Kamil Stoch wygrał w sobotę w Pjongczangu konkurs olimpijski na dużej skoczni, zdobywając swój trzeci w karierze złoty medal na igrzyskach olimpijskich.
- Liczyłem, że stać mnie tu będzie na wiele. Wiedziałem, że zostałem dobrze przygotowany i znajduję się w bardzo dobrej dyspozycji. Po konkursie na normalnej skoczni czułem, że nie pokazałem wszystkiego, na co mnie stać. Starałem się jednak nie narzucać na siebie żadnej presji i na nic się nie nastawiać. Chciałem robić wszystko z uśmiechem, wierząc, że stać mnie na bardzo dobre skoki. Podchodziłem do tego konkursu ze spokojem, nie robiąc nic na siłę - mówi Kamil Stoch.
Kamil Stoch przyznaje, że zdobycie medalu olimpijskiego na dużej skoczni nie przyszło mu tak łatwo jak miało to miejsce cztery lata temu w Soczi.
- Tam drugie złoto wygrałem siłą rozpędu, a tu, w Pjongczangu, przy tak wysokim poziomie, trzeba było sobie na nie zapracować. Trzeba było skoczyć najlepiej, jak się potrafi. Cieszę się, że przy napięciu i wszystkim, co działo się dookoła, potrafiłem to zrobić. Po oddaniu drugiego skoku po prostu czekałem, jaki będę miał wynik. Czekałem jednak z nadzieją i przekonaniem, że da mi to złoto - przyznaje.
Słowa podziękowania Kamil Stoch skierował też do dziennikarzy.
- Wiem, że bywam dla was trudnym rozmówcą. Czasami mam swoje humory, a czasem nie do końca zrozumiałe żarty. Ale to wszystko po to, żeby znaleźć dla siebie najlepszą drogę i żeby w takich momentach, jak teraz, po prostu zrobić to, co potrafię. Dlatego dziękuję wam za wyrozumiałość i za to, że w ostatnim czasie nie pompowaliście balonika, a wasze pytania były wyważone.
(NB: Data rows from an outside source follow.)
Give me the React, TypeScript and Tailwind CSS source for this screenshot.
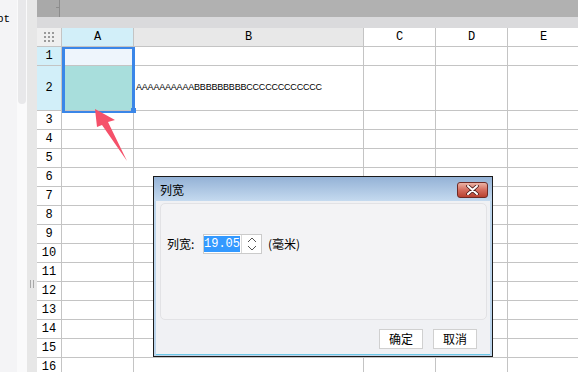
import React from "react";

const mono = { fontFamily: '"Liberation Mono", monospace' };
const cjk = { fontFamily: '"Noto Sans CJK SC", "Liberation Sans", sans-serif' };

const rowHeights = [19, 45, 19, 19, 19, 19, 19, 19, 19, 19, 19, 19, 19, 19, 19, 19];

function Dots() {
  return (
    <div className="grid grid-cols-3 gap-[2px]">
      {Array.from({ length: 9 }).map((_, i) => (
        <div key={i} className="w-[2px] h-[2px] bg-[#9a9a9a]" />
      ))}
    </div>
  );
}

export default function App() {
  return (
    <div className="relative w-[578px] h-[372px] overflow-hidden bg-white flex text-black">
      {/* left panel */}
      <div className="w-[17px] shrink-0 bg-[#f4f4f6] pt-[13px] overflow-hidden">
        <div className="text-[11px] leading-[12px] -ml-[3px]" style={mono}>pt</div>
      </div>
      <div className="w-[10px] shrink-0 bg-[#fafafb] pl-[1px]">
        <div className="w-[8px] h-[104px] rounded-b-[4px] bg-[#e8e8ea]" />
      </div>
      <div className="w-[10px] shrink-0 bg-[#e7e7e7] pt-[280px] pl-[3px]">
        <div className="flex gap-[2px]">
          <div className="w-[1px] h-[8px] bg-[#a8a8a8]" />
          <div className="w-[1px] h-[8px] bg-[#a8a8a8]" />
        </div>
      </div>

      {/* main */}
      <div className="flex-1 flex flex-col min-w-0">
        <div className="h-[17px] bg-[#b1b1b1] flex shrink-0">
          <div className="w-[23px] bg-[#a9a9a9] border-r border-[#8c8c8c] relative">
            <div className="absolute right-0 top-[7px] w-[3px] h-[1px] bg-[#8c8c8c]" />
          </div>
        </div>
        <div className="h-[11px] bg-[#dadadc] shrink-0" />

        <div className="grid grid-cols-[25px_72px_230px_72px_72px_72px]" style={mono}>
          {/* header */}
          <div className="h-[19px] bg-[#efefef] border-r border-b border-[#c4c4c4] flex items-center justify-center">
            <Dots />
          </div>
          <div className="h-[19px] bg-[#d2eff9] border-r border-b border-[#c4c4c4] flex items-center justify-center text-[12px]">A</div>
          <div className="h-[19px] bg-[#e8e8e8] border-r border-b border-[#c4c4c4] flex items-center justify-center text-[12px]">B</div>
          <div className="h-[19px] bg-white border-r border-b border-[#c4c4c4] flex items-center justify-center text-[12px]">C</div>
          <div className="h-[19px] bg-white border-r border-b border-[#c4c4c4] flex items-center justify-center text-[12px]">D</div>
          <div className="h-[19px] bg-white border-r border-b border-[#c4c4c4] flex items-center justify-center text-[12px]">E</div>

          {rowHeights.map((h, i) => {
            const sel = i < 2;
            return (
              <React.Fragment key={i}>
                <div
                  className={`border-r border-b border-[#c4c4c4] flex items-center justify-center text-[12px] ${sel ? "bg-[#d2eff9]" : "bg-white"}`}
                  style={{ height: h }}
                >
                  {i + 1}
                </div>
                <div
                  className={`border-r border-b border-[#c4c4c4] ${i === 0 ? "bg-[#eef5fc]" : i === 1 ? "bg-[#a8dedc]" : "bg-white"}`}
                  style={{ height: h }}
                />
                <div className="border-r border-b border-[#c4c4c4] flex items-center overflow-visible whitespace-nowrap" style={{ height: h }}>
                  {i === 1 && (
                    <span className="pl-[2px] text-[9px] tracking-[-0.2px]" style={{ fontFamily: '"Liberation Sans", sans-serif' }}>
                      AAAAAAAAAABBBBBBBBBCCCCCCCCCCCC
                    </span>
                  )}
                </div>
                <div className="border-r border-b border-[#c4c4c4]" style={{ height: h }} />
                <div className="border-r border-b border-[#c4c4c4]" style={{ height: h }} />
                <div className="border-r border-b border-[#c4c4c4]" style={{ height: h }} />
              </React.Fragment>
            );
          })}
        </div>
      </div>

      {/* selection */}
      <div className="absolute left-[62px] top-[47px] w-[73px] h-[66px] border-x-[3px] border-y-[2px] border-[#3a86e8]" />
      <div className="absolute left-[131px] top-[108px] w-[5px] h-[5px] bg-[#3a86e8]" />

      {/* arrow */}
      <svg className="absolute left-0 top-0" width="578" height="372">
        <polygon points="95,109 115,120 108,122 127,161 102,125 97,127" fill="#f5516a" />
      </svg>

      {/* dialog */}
      <div className="absolute left-[153px] top-[176px] w-[340px] h-[181px] border border-[#1a1a1a] flex flex-col bg-[#bcd5ec]" style={cjk}>
        <div className="h-[24px] shrink-0 bg-gradient-to-b from-[#94b2d6] to-[#c5daef] flex items-center pl-[6px] pt-[2px] relative">
          <span className="text-[12px] leading-none">列宽</span>
          <div className="absolute left-[303px] top-[5px] w-[31px] h-[16px] rounded-[3px] border border-[#6e2a25] bg-gradient-to-b from-[#eab3a6] via-[#d46c5e] to-[#b8402f] flex items-center justify-center">
            <svg width="13" height="10" viewBox="0 0 13 10">
              <path d="M2 1 L11 9 M11 1 L2 9" stroke="#4a1a18" strokeWidth="3.6" strokeLinecap="round" />
              <path d="M2 1 L11 9 M11 1 L2 9" stroke="#ffffff" strokeWidth="2" strokeLinecap="round" />
            </svg>
          </div>
        </div>
        <div className="flex-1 mx-[2px] mb-[1px] border-b border-[#6cc8e6] bg-[#f0f1f4] flex flex-col pt-[2px] pl-[4px] pr-[3px]">
          <div className="h-[117px] rounded-[5px] border border-[#e2e2e5] bg-[#f3f3f5] pl-[6px] pt-[30px]">
            <div className="flex items-center h-[20px] text-[12px]">
              <span className="w-[36px]">列宽:</span>
              <div className="w-[59px] h-[20px] border border-[#cbcbcb] bg-white flex items-center">
                <span className="bg-[#3399ff] text-white text-[12px] leading-[16px] h-[16px] w-[36px]" style={mono}>19.05</span>
                <div className="ml-[1px] w-[20px] h-[18px] border-l border-[#d8d8d8] flex flex-col items-center justify-center gap-[2px]">
                  <svg width="10" height="6" viewBox="0 0 10 6"><path d="M1 5 L5 1 L9 5" stroke="#555" fill="none" strokeWidth="1" /></svg>
                  <svg width="10" height="6" viewBox="0 0 10 6"><path d="M1 1 L5 5 L9 1" stroke="#555" fill="none" strokeWidth="1" /></svg>
                </div>
              </div>
              <span className="ml-[6px]">(毫米)</span>
            </div>
          </div>
          <div className="flex justify-end gap-[10px] pr-[10px] pt-[9px]">
            <div className="w-[44px] h-[20px] border border-[#d0d0d0] bg-white flex items-center justify-center text-[12px]">确定</div>
            <div className="w-[44px] h-[20px] border border-[#d0d0d0] bg-white flex items-center justify-center text-[12px]">取消</div>
          </div>
        </div>
      </div>
    </div>
  );
}
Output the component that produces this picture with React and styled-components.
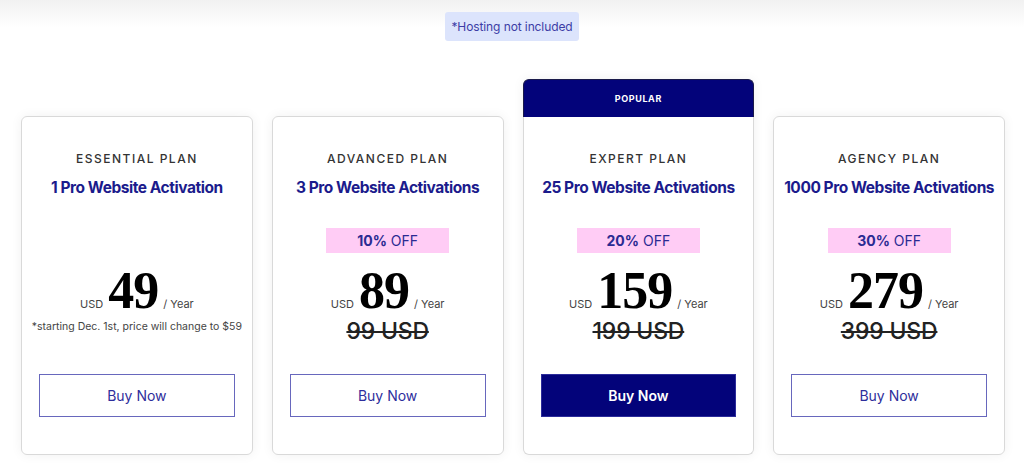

Kamil Stoch wierzy, że poniedziałkowy konkurs drużynowy może dać Polakom kolejne powody do radości. Podchodzi jednak do tego z dużym spokojem.
- Czy widzę szansę na walkę z Norwegami w drużynówce? Czas pokaże. Przed sobotnim konkursem też się wydawało, że Norwegowie są nie do pokonania, a jednak stało się inaczej. Nie nakręcamy się jednak bez potrzeby. Uważam, że stać nas na wiele, ale pod warunkiem, że każdy z nas zrobi to, co potrafi najlepiej - zapowiada.
- Na pewno jednak konkursy drużynowe zawsze wyciągają z nas więcej energii. Każdy z nas stara się zrobić wszystko tak jak trzeba. Bo wie, że jeżeli coś zawali, to zawali nie tylko sobie, ale i całej drużynie - dodaje.